My codes fail to compile with the same error. What I do is to put the kernel in a file (myKernel.cu) and the functions it calls in another file (myFunc.cpp). In myFunc.cpp, I add device and host before those functions since they are called by both GPU and CPU. Then the same error comes out.

//file1: myFunc.cpp

__device__ __host__ myFunc1( int *a )

{

return 2*a;

}

....

//file2: myKernel.cu

__global__ theKernel()

{

...

myFunc1();

...

}

I try to add “extern” before myFunc1, but it does not work. And is there any compile configuration trick I should notice?

I have the same error too, but in my case the error pops up when i try to create a structure variable in the device function.

[codebox]

device float waveletTransformMethod2(int i, int j, TILE_C *tileMother, WAVELET_C *wave) {

float valToReturn = 0.0;	

TILE_C tileForTransform;

createTileC(j, i,&tileForTransform);

............

[/codebox]

The problem crops up for the line TILE_C tileforTransform… any ideas??

Thanks

This is a total guess here as I’m not really an accomplished C programmer and even less so a CUDA one, but maybe it’s because this device function is not aware of the TILE_C type because the type declaration is not in the .cu file, even though it is being passed into the function as a parameter?
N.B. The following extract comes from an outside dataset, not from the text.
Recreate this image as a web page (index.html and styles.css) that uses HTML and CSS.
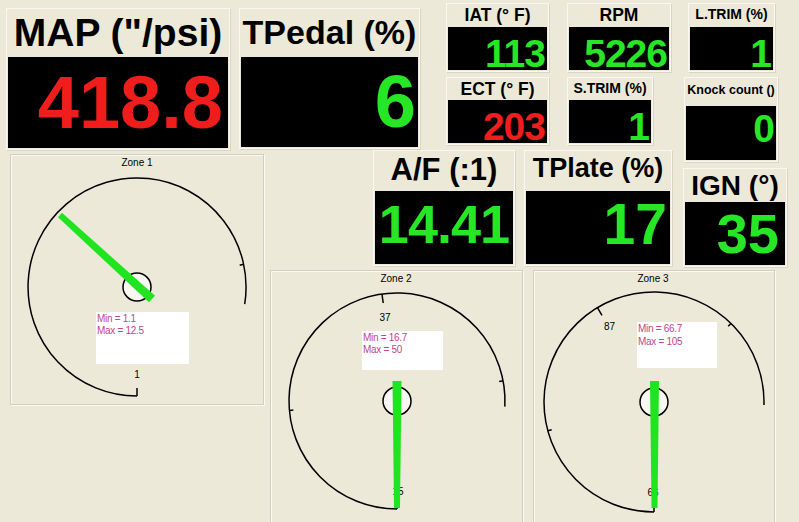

Probably way off, but just in case…

well i’m not getting the same error message as u guys, but when i call a device function from the kernel, the compiler complains, ‘identifier (function name) is undefined’. :blink:

can some1 help me out :)

Can you elaborate on where you have declared your functions, are they all in a single file, or in multiple files??

Posting your code will be helpful.

hey i figured out the problem after i posted about it. i hadnt written the device function prototype before writing the fucntion body. i wasnt sure device functions required a declaration, but once i wrote the prototype, the code compiled. thanks for your reply. :thumbup:

PS: the above holds only for functions with device qualifiers and not for kernels (global).

I had exactly the same problem and my solution was: right-click on the project->properties->Runtime-API->GPU.

There are the settings for GPU-Architecture(1),GPU-Architecture(2) and GPU-Architecture(3). They are set to

-sm 1.0 (GPU-Architecture(1))

-sm 2.0 (GPU-Architecture(2))

-0 (GPU-Architecture(3)).

I have only one GPU in my machine with CUDA capability major/minor version number 1.2.

So i set GPU-Architecture(2) on 0 and GPU-Architecture(1) on sm 1.2. Now it worked and the problem is solved.

I had exactly the same problem and my solution was: right-click on the project->properties->Runtime-API->GPU.

There are the settings for GPU-Architecture(1),GPU-Architecture(2) and GPU-Architecture(3). They are set to

-sm 1.0 (GPU-Architecture(1))

-sm 2.0 (GPU-Architecture(2))

-0 (GPU-Architecture(3)).

I have only one GPU in my machine with CUDA capability major/minor version number 1.2.

So i set GPU-Architecture(2) on 0 and GPU-Architecture(1) on sm 1.2. Now it worked and the problem is solved.

I was experiencing this error with Visual Studio 2010 and Visual Studio 2008 when trying to compile samples from “Cuda by Example” which inlcuded the device calls. I am using Parallel Nsight 1.5 and was always getting the EXTERNAL CALLS NOT SUPPORTED" exception when compliling. After a long and frustating voyage of trial and error, this response above gave me an idea that there may be differences between the debugging capability of global kernals vs device methods, such as the one below:

device int julia( int x, int y ) {

const float scale = 1.5;

float jx = scale * (float)(DIM/2 - x)/(DIM/2);

float jy = scale * (float)(DIM/2 - y)/(DIM/2);

cuComplex c(-0.8, 0.156);

cuComplex a(jx, jy);

int i = 0;

for (i=0; i<200; i++) {

    a = a * a + c;

    if (a.magnitude2() > 1000)

        return 0;

}

Basically, i disabled the Generate GPU debug information where device functions exist, and things work. To disable, right click on your code file, Properties==>Configuration properties ==> and in VS 2010 go to CUDA C++ -->Device–> Generate GPU debug information --> NO

in VS 2008, it is under Runtime API==>GPU==>Generate GPU debug information --> NO

Try adding device to the constructor line inside the struct:

struct cuComplex {

    float   r;

    float   i;

    cuComplex( float a, float b ) : r(a), i(b)  {}  //This line

so that it reads:

__device__ cuComplex( float a, float b ) : r(a), i(b)  {}

Thanks yiguro

I am having a similar problem. Can u explain further, probably with some code?